In 1939, a group of researchers led by psychologist Kurt Lewin set out to identify different styles of leadership. While further research has identified more specific types of leadership, the originally, 3 leadership styles were identified: autocratic, participative and laissez-faire.
Authoritarian Leadership (Autocratic)
Authoritarian leaders, also known as autocratic leaders, provide clear expectations for what needs to be done, when it should be done, and how it should be done. There is also a clear division between the leader and the followers. Authoritarian leaders make decisions independently with little or no input from the rest of the group.
Researchers found that decision-making was less creative under authoritarian leadership. Lewin also found that it is more difficult to move from an authoritarian style to a democratic style than vice versa. Abuse of this style is usually viewed as controlling, bossy, and dictatorial.
Authoritarian leadership is best applied to situations where there is little time for group decision-making or where the leader is the most knowledgeable member of the group.
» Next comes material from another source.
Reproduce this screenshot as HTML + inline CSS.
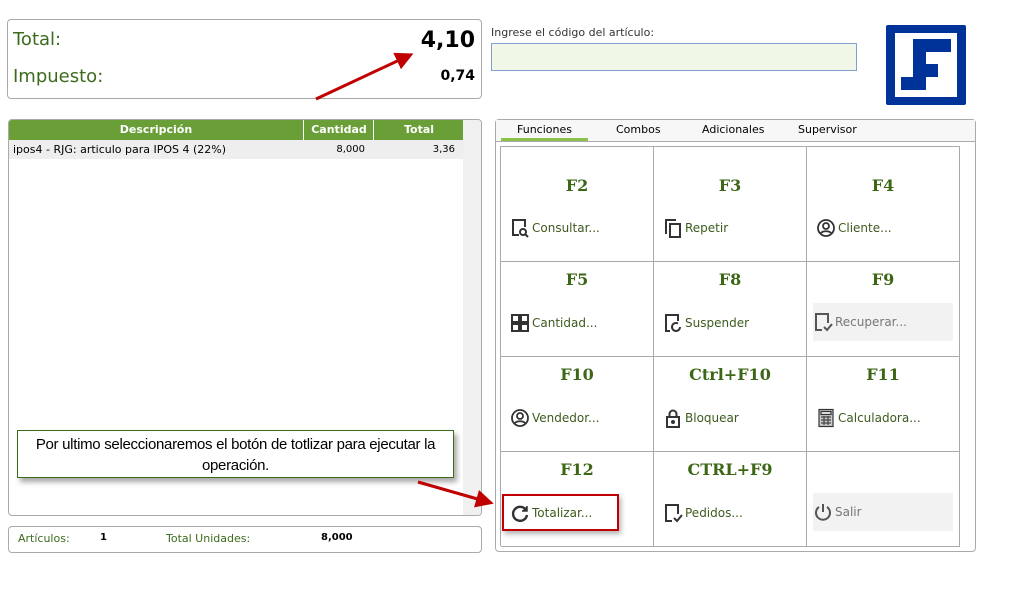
<!DOCTYPE html><html><head><style>
body{margin:0;width:1022px;height:595px;background:#fff;position:relative;font-family:"DejaVu Sans","Liberation Sans",sans-serif;overflow:hidden}
.a{position:absolute}
.box{border:1px solid #aaa;border-radius:4px;position:absolute;background:#fff}
.g{color:#3d6b1e}
.cell{position:absolute;border-right:1px solid #aaa;border-bottom:1px solid #aaa;box-sizing:border-box}
.cell .k{position:absolute;top:29px;width:100%;text-align:center;font-weight:bold;font-size:16px;color:#3d6616;font-family:"DejaVu Serif","Liberation Serif",serif}
.cell .b{position:absolute;left:9px;width:128px;height:38px;display:flex;align-items:center;font-size:12px;color:#3d5a1e}
.cell .b svg{margin-right:2px}
.dis{background:#f2f2f2;left:6px!important;width:140px!important;color:#777!important}
</style></head><body>
<div class="box" style="left:7px;top:19px;width:473px;height:78px">
<div class="a g" style="left:5px;top:9px;font-size:18px">Total:</div>
<div class="a g" style="left:5px;top:46px;font-size:18px">Impuesto:</div>
<div class="a" style="right:6px;top:8px;font-size:22px;font-weight:bold">4,10</div>
<div class="a" style="right:6px;top:48px;font-size:14px;font-weight:bold">0,74</div>
</div>
<div class="a" style="left:491px;top:26px;font-size:11px;color:#333">Ingrese el código del artículo:</div>
<div class="a" style="left:491px;top:43px;width:364px;height:26px;border:1px solid #7fa0d0;background:#f0f7e6"></div>
<div class="a" style="left:886px;top:25px;width:80px;height:80px;background:#003399;border-radius:2px">
<div class="a" style="left:9px;top:8px;width:62px;height:64px;background:#fff"></div>
<div class="a" style="left:27px;top:14px;width:38px;height:13px;background:#003399"></div>
<div class="a" style="left:27px;top:14px;width:13px;height:26px;background:#003399"></div>
<div class="a" style="left:27px;top:39px;width:25px;height:13px;background:#003399"></div>
<div class="a" style="left:15px;top:52px;width:25px;height:13px;background:#003399"></div>
<div class="a" style="left:27px;top:39px;width:13px;height:26px;background:#003399"></div>
</div>
<div class="box" style="left:8px;top:119px;width:472px;height:395px;overflow:hidden">
<div class="a" style="left:0;top:0;width:454px;height:20px;background:#6a9e37;color:#fff;font-size:11px;font-weight:bold;line-height:20px">
<span class="a" style="left:0;width:294px;text-align:center">Descripción</span>
<span class="a" style="left:294px;width:70px;text-align:center;border-left:1px solid #fff">Cantidad</span>
<span class="a" style="left:364px;width:90px;text-align:center;border-left:1px solid #fff">Total</span></div>
<div class="a" style="left:0;top:20px;width:454px;height:19px;background:#eee;font-size:11px;line-height:19px">
<span class="a" style="left:4px">ipos4 - RJG: articulo para IPOS 4 (22%)</span>
<span class="a" style="left:300px;width:56px;text-align:right;font-size:10px">8,000</span>
<span class="a" style="left:370px;width:76px;text-align:right;font-size:10px">3,36</span></div>
<div class="a" style="left:454px;top:0;width:18px;height:395px;background:#f0f0f0"></div>
</div>
<div class="box" style="left:8px;top:526px;width:472px;height:25px;font-size:11px">
<span class="a g" style="left:9px;top:5px">Artículos:</span><span class="a" style="left:91px;top:5px;font-weight:bold;font-size:10px">1</span>
<span class="a g" style="left:157px;top:5px">Total Unidades:</span><span class="a" style="left:312px;top:5px;font-weight:bold;font-size:10px">8,000</span></div>

<div class="box" style="left:495px;top:119px;width:479px;height:431px">
<div class="a" style="left:0;top:0;width:479px;height:21px;border-bottom:1px solid #aaa;background:#f7f7f7;font-size:11px">
<span class="a" style="left:5px;top:3px;width:87px;text-align:center;border-bottom:3px solid #8bc34a;height:15px">Funciones</span>
<span class="a" style="left:120px;top:3px">Combos</span><span class="a" style="left:206px;top:3px">Adicionales</span><span class="a" style="left:302px;top:3px">Supervisor</span></div>
</div>
<div class="a" style="left:500px;top:146px;width:460px;height:400px;border-left:1px solid #aaa;border-top:1px solid #aaa;box-sizing:border-box">
<div class="cell" style="left:0;top:0;width:153px;height:115px"><div class="k">F2</div><div class="b" style="top:62px"><svg width="20" height="20" viewBox="0 0 20 20" fill="none" stroke="#333" stroke-width="2"><path d="M9 17H3V2h12v7"/><circle cx="13" cy="14" r="3"/><path d="M15 16l3 3"/></svg>Consultar...</div></div>
<div class="cell" style="left:153px;top:0;width:153px;height:115px"><div class="k">F3</div><div class="b" style="top:62px"><svg width="20" height="20" viewBox="0 0 20 20" fill="none" stroke="#333" stroke-width="2"><path d="M3 16V2h10"/><rect x="7" y="6" width="10" height="13"/></svg>Repetir</div></div>
<div class="cell" style="left:306px;top:0;width:153px;height:115px"><div class="k">F4</div><div class="b" style="top:62px"><svg width="20" height="20" viewBox="0 0 20 20" fill="none" stroke="#333" stroke-width="1.8"><circle cx="10" cy="10" r="8"/><circle cx="10" cy="8" r="3"/><path d="M4.5 15.5c2-3 9-3 11 0"/></svg>Cliente...</div></div>
<div class="cell" style="left:0;top:115px;width:153px;height:95px"><div class="k" style="top:8px">F5</div><div class="b" style="top:42px"><svg width="20" height="20" viewBox="0 0 20 20" fill="none" stroke="#333" stroke-width="2"><rect x="2" y="2" width="7" height="7"/><rect x="11" y="2" width="7" height="7"/><rect x="2" y="11" width="7" height="7"/><rect x="11" y="11" width="7" height="7"/></svg>Cantidad...</div></div>
<div class="cell" style="left:153px;top:115px;width:153px;height:95px"><div class="k" style="top:8px">F8</div><div class="b" style="top:42px"><svg width="20" height="20" viewBox="0 0 20 20" fill="none" stroke="#333" stroke-width="2"><path d="M7 18H3V2h12v6"/><path d="M17 14a4 4 0 1 1-2-3.5"/></svg>Suspender</div></div>
<div class="cell" style="left:306px;top:115px;width:153px;height:95px"><div class="k" style="top:8px">F9</div><div class="b dis" style="top:41px"><svg width="20" height="20" viewBox="0 0 20 20" fill="none" stroke="#555" stroke-width="2"><path d="M9 18H3V2h12v9"/><path d="M11 15l3 3 5-6"/></svg>Recuperar...</div></div>
<div class="cell" style="left:0;top:210px;width:153px;height:95px"><div class="k" style="top:8px">F10</div><div class="b" style="top:42px"><svg width="20" height="20" viewBox="0 0 20 20" fill="none" stroke="#333" stroke-width="1.8"><circle cx="10" cy="10" r="8"/><circle cx="10" cy="8" r="3"/><path d="M4.5 15.5c2-3 9-3 11 0"/></svg>Vendedor...</div></div>
<div class="cell" style="left:153px;top:210px;width:153px;height:95px"><div class="k" style="top:8px">Ctrl+F10</div><div class="b" style="top:42px"><svg width="20" height="20" viewBox="0 0 20 20" fill="none" stroke="#333" stroke-width="2"><rect x="4" y="9" width="12" height="10"/><path d="M6.5 9V6a3.5 3.5 0 0 1 7 0v3"/><circle cx="10" cy="14" r="1" fill="#333"/></svg>Bloquear</div></div>
<div class="cell" style="left:306px;top:210px;width:153px;height:95px"><div class="k" style="top:8px">F11</div><div class="b" style="top:42px"><svg width="20" height="20" viewBox="0 0 20 20" fill="#888" stroke="#333" stroke-width="1.2"><rect x="3" y="1.5" width="14" height="17" fill="#ccc"/><rect x="5" y="3.5" width="10" height="3" fill="#eee"/><path d="M5 9h10M5 12h10M5 15h10M8 8v9M12 8v9" stroke="#444"/></svg>Calculadora...</div></div>
<div class="cell" style="left:0;top:305px;width:153px;height:95px"><div class="k" style="top:8px">F12</div><div class="b" style="top:42px"><svg width="20" height="20" viewBox="0 0 20 20" fill="none" stroke="#333" stroke-width="2.4"><path d="M16.5 8A7 7 0 1 0 17 12"/><path d="M17 3v5h-5" fill="#333" stroke-width="1.5"/></svg>Totalizar...</div></div>
<div class="cell" style="left:153px;top:305px;width:153px;height:95px"><div class="k" style="top:8px">CTRL+F9</div><div class="b" style="top:42px"><svg width="20" height="20" viewBox="0 0 20 20" fill="none" stroke="#333" stroke-width="2"><path d="M9 18H3V2h12v9"/><path d="M11 15l3 3 5-6"/></svg>Pedidos...</div></div>
<div class="cell" style="left:306px;top:305px;width:153px;height:95px"><div class="b dis" style="top:41px"><svg width="20" height="20" viewBox="0 0 20 20" fill="none" stroke="#555" stroke-width="2"><path d="M6 5a7 7 0 1 0 8 0"/><path d="M10 2v8"/></svg>Salir</div></div>
</div>
<div class="a" style="left:502px;top:494px;width:113px;height:33px;border:2px solid #c00000;box-shadow:2px 3px 5px rgba(0,0,0,.3)"></div>
<div class="a" style="left:17px;top:430px;width:437px;height:48px;border:1px solid #3d6b1e;background:#fff;box-shadow:3px 4px 5px rgba(0,0,0,.35);text-align:center;font-family:'Liberation Sans',sans-serif;font-size:15px;line-height:21px;padding-top:3px;box-sizing:border-box;letter-spacing:-0.3px">Por ultimo seleccionaremos el botón de totlizar para ejecutar la operación.</div>
<svg class="a" style="left:0;top:0" width="1022" height="595"><defs><marker id="m" markerWidth="6" markerHeight="6" refX="4" refY="3" orient="auto"><path d="M0 0L6 3L0 6z" fill="#c00000"/></marker></defs>
<line x1="316" y1="99" x2="408" y2="56" stroke="#c00000" stroke-width="3" marker-end="url(#m)"/>
<line x1="418" y1="482" x2="488" y2="502" stroke="#c00000" stroke-width="3" marker-end="url(#m)"/></svg>
</body></html>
Participative Leadership (Democratic)
Lewin’s study found that participative leadership, also known as democratic leadership, is generally the most effective leadership style. Democratic leaders offer guidance to group members, but they also participate in the group and allow input from other group members. In Lewin’s study, children in this group were less productive than the members of the authoritarian group, but their contributions were of a much higher quality.
Participative leaders encourage group members to participate, but retain the final say over the decision-making process. Group members feel engaged in the process and are more motivated and creative.
Delegative (Laissez-Faire) Leadership
Researchers found that children under delegative leadership, also known as laissez-fair leadership, were the least productive of all three groups. The children in this group also made more demands on the leader, showed little cooperation and were unable to work independently.
Delegative leaders offer little or no guidance to group members and leave decision-making up to group members. While this style can be effective in situations where group members are highly qualified in an area of expertise, it often leads to poorly defined roles and a lack of motivation.
A good leader uses all three styles, depending on what forces are involved between the followers, the leader, and the situation. Some examples include:
- Using an authoritarian style on a new employee who is just learning the job. The leader is competent and a good coach. The employee is motivated to learn a new skill. The situation is a new environment for the employee.
- Using a participative style with a team of workers who know their job. The leader knows the problem, but does not have all the information. The employees know their jobs and want to become part of the team.
- Using a delegative style with a worker who knows more about the job than you. You cannot do everything and the employee needs to take ownership of her job! In addition, this allows you to be at other places, doing other things.
- Using all three: Telling your employees that a procedure is not working correctly and a new one must be established (authoritarian). Asking for their ideas and input on creating a new procedure (participative). Delegating tasks in order to implement the new procedure (delegative).
Newer Leadership Styles
Today the three classic leadership styles seem too basic. They are still relevant, but leaders also need to know how to influence subordinates to exert extra effort or rally around a difficult mission. Such styles include being charismatic, transformational, visionary, transactional, offering hard evidence and leading by example.
Leadership is less about your needs, and more about the needs of the people and the organization you are leading. Leadership styles are not something to be tried on like so many suits, to see which fits. Rather, they should be adapted to the particular demands of the situation, the particular requirements of the people involved and the particular challenges facing the organization.